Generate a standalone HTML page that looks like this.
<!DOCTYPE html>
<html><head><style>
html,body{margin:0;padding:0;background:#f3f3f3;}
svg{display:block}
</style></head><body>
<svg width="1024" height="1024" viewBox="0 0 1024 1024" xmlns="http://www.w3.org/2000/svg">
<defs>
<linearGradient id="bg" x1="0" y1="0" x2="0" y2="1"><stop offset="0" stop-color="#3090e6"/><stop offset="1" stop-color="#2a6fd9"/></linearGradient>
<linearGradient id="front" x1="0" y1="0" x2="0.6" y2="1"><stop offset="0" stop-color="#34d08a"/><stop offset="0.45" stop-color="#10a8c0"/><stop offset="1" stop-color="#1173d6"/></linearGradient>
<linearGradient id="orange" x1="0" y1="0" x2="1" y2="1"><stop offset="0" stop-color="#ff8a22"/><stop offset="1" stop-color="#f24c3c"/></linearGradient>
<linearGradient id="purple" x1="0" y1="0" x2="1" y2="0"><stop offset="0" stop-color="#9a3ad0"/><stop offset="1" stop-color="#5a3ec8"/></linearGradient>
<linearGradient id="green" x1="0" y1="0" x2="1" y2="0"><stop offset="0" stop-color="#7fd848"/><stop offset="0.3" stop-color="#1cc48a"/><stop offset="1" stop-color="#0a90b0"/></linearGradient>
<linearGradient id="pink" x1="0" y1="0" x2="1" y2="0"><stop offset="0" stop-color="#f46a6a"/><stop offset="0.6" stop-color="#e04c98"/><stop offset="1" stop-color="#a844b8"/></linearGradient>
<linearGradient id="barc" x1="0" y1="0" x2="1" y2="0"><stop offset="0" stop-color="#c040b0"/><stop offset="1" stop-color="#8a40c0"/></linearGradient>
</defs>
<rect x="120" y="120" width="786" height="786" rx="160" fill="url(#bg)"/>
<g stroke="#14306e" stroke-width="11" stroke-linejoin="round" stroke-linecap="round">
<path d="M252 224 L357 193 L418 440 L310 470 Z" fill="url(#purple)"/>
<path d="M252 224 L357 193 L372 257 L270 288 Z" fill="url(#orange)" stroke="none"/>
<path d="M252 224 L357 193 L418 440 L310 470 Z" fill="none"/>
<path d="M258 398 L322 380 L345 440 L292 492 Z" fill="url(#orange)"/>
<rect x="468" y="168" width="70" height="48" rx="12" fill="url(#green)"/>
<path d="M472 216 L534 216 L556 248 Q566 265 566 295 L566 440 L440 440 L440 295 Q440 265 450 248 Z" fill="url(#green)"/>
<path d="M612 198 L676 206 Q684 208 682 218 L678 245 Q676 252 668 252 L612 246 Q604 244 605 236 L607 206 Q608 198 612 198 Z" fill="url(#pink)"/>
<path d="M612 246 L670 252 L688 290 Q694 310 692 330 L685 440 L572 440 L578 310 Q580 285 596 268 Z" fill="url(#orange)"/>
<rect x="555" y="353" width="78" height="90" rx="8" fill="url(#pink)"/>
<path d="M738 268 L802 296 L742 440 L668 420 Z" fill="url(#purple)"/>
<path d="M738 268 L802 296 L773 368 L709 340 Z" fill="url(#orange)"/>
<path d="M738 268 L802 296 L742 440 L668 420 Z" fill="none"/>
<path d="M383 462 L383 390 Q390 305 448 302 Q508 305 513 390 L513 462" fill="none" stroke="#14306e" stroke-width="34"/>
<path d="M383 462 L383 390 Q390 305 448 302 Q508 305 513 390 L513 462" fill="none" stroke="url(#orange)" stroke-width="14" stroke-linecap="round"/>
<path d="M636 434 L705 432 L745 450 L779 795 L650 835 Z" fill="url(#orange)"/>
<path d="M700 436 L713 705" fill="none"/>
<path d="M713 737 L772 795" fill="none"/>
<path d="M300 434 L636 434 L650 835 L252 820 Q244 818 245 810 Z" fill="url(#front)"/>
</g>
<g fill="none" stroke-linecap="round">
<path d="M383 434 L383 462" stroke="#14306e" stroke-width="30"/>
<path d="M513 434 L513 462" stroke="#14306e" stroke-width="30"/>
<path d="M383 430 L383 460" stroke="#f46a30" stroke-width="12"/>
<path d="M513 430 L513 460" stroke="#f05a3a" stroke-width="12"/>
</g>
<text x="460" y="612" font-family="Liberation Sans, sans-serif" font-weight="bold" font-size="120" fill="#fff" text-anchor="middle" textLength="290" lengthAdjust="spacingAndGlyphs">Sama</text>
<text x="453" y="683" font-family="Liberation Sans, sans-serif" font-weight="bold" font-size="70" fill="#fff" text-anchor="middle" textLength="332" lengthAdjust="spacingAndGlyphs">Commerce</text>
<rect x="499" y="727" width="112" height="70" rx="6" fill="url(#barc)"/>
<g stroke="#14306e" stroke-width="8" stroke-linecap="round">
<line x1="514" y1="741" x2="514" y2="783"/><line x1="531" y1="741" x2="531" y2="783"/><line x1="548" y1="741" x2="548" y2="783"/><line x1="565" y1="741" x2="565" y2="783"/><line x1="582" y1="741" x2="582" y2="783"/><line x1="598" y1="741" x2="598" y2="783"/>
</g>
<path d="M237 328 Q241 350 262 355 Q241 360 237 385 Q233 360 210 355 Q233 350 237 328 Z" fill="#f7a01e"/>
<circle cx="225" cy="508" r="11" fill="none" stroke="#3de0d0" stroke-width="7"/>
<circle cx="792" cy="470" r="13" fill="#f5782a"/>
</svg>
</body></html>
────────
Exercise directions: Show the data once more, exactly as it was written.

Full solution:
Generate a standalone HTML page that looks like this.
<!DOCTYPE html>
<html><head><style>
html,body{margin:0;padding:0;background:#f3f3f3;}
svg{display:block}
</style></head><body>
<svg width="1024" height="1024" viewBox="0 0 1024 1024" xmlns="http://www.w3.org/2000/svg">
<defs>
<linearGradient id="bg" x1="0" y1="0" x2="0" y2="1"><stop offset="0" stop-color="#3090e6"/><stop offset="1" stop-color="#2a6fd9"/></linearGradient>
<linearGradient id="front" x1="0" y1="0" x2="0.6" y2="1"><stop offset="0" stop-color="#34d08a"/><stop offset="0.45" stop-color="#10a8c0"/><stop offset="1" stop-color="#1173d6"/></linearGradient>
<linearGradient id="orange" x1="0" y1="0" x2="1" y2="1"><stop offset="0" stop-color="#ff8a22"/><stop offset="1" stop-color="#f24c3c"/></linearGradient>
<linearGradient id="purple" x1="0" y1="0" x2="1" y2="0"><stop offset="0" stop-color="#9a3ad0"/><stop offset="1" stop-color="#5a3ec8"/></linearGradient>
<linearGradient id="green" x1="0" y1="0" x2="1" y2="0"><stop offset="0" stop-color="#7fd848"/><stop offset="0.3" stop-color="#1cc48a"/><stop offset="1" stop-color="#0a90b0"/></linearGradient>
<linearGradient id="pink" x1="0" y1="0" x2="1" y2="0"><stop offset="0" stop-color="#f46a6a"/><stop offset="0.6" stop-color="#e04c98"/><stop offset="1" stop-color="#a844b8"/></linearGradient>
<linearGradient id="barc" x1="0" y1="0" x2="1" y2="0"><stop offset="0" stop-color="#c040b0"/><stop offset="1" stop-color="#8a40c0"/></linearGradient>
</defs>
<rect x="120" y="120" width="786" height="786" rx="160" fill="url(#bg)"/>
<g stroke="#14306e" stroke-width="11" stroke-linejoin="round" stroke-linecap="round">
<path d="M252 224 L357 193 L418 440 L310 470 Z" fill="url(#purple)"/>
<path d="M252 224 L357 193 L372 257 L270 288 Z" fill="url(#orange)" stroke="none"/>
<path d="M252 224 L357 193 L418 440 L310 470 Z" fill="none"/>
<path d="M258 398 L322 380 L345 440 L292 492 Z" fill="url(#orange)"/>
<rect x="468" y="168" width="70" height="48" rx="12" fill="url(#green)"/>
<path d="M472 216 L534 216 L556 248 Q566 265 566 295 L566 440 L440 440 L440 295 Q440 265 450 248 Z" fill="url(#green)"/>
<path d="M612 198 L676 206 Q684 208 682 218 L678 245 Q676 252 668 252 L612 246 Q604 244 605 236 L607 206 Q608 198 612 198 Z" fill="url(#pink)"/>
<path d="M612 246 L670 252 L688 290 Q694 310 692 330 L685 440 L572 440 L578 310 Q580 285 596 268 Z" fill="url(#orange)"/>
<rect x="555" y="353" width="78" height="90" rx="8" fill="url(#pink)"/>
<path d="M738 268 L802 296 L742 440 L668 420 Z" fill="url(#purple)"/>
<path d="M738 268 L802 296 L773 368 L709 340 Z" fill="url(#orange)"/>
<path d="M738 268 L802 296 L742 440 L668 420 Z" fill="none"/>
<path d="M383 462 L383 390 Q390 305 448 302 Q508 305 513 390 L513 462" fill="none" stroke="#14306e" stroke-width="34"/>
<path d="M383 462 L383 390 Q390 305 448 302 Q508 305 513 390 L513 462" fill="none" stroke="url(#orange)" stroke-width="14" stroke-linecap="round"/>
<path d="M636 434 L705 432 L745 450 L779 795 L650 835 Z" fill="url(#orange)"/>
<path d="M700 436 L713 705" fill="none"/>
<path d="M713 737 L772 795" fill="none"/>
<path d="M300 434 L636 434 L650 835 L252 820 Q244 818 245 810 Z" fill="url(#front)"/>
</g>
<g fill="none" stroke-linecap="round">
<path d="M383 434 L383 462" stroke="#14306e" stroke-width="30"/>
<path d="M513 434 L513 462" stroke="#14306e" stroke-width="30"/>
<path d="M383 430 L383 460" stroke="#f46a30" stroke-width="12"/>
<path d="M513 430 L513 460" stroke="#f05a3a" stroke-width="12"/>
</g>
<text x="460" y="612" font-family="Liberation Sans, sans-serif" font-weight="bold" font-size="120" fill="#fff" text-anchor="middle" textLength="290" lengthAdjust="spacingAndGlyphs">Sama</text>
<text x="453" y="683" font-family="Liberation Sans, sans-serif" font-weight="bold" font-size="70" fill="#fff" text-anchor="middle" textLength="332" lengthAdjust="spacingAndGlyphs">Commerce</text>
<rect x="499" y="727" width="112" height="70" rx="6" fill="url(#barc)"/>
<g stroke="#14306e" stroke-width="8" stroke-linecap="round">
<line x1="514" y1="741" x2="514" y2="783"/><line x1="531" y1="741" x2="531" y2="783"/><line x1="548" y1="741" x2="548" y2="783"/><line x1="565" y1="741" x2="565" y2="783"/><line x1="582" y1="741" x2="582" y2="783"/><line x1="598" y1="741" x2="598" y2="783"/>
</g>
<path d="M237 328 Q241 350 262 355 Q241 360 237 385 Q233 360 210 355 Q233 350 237 328 Z" fill="#f7a01e"/>
<circle cx="225" cy="508" r="11" fill="none" stroke="#3de0d0" stroke-width="7"/>
<circle cx="792" cy="470" r="13" fill="#f5782a"/>
</svg>
</body></html>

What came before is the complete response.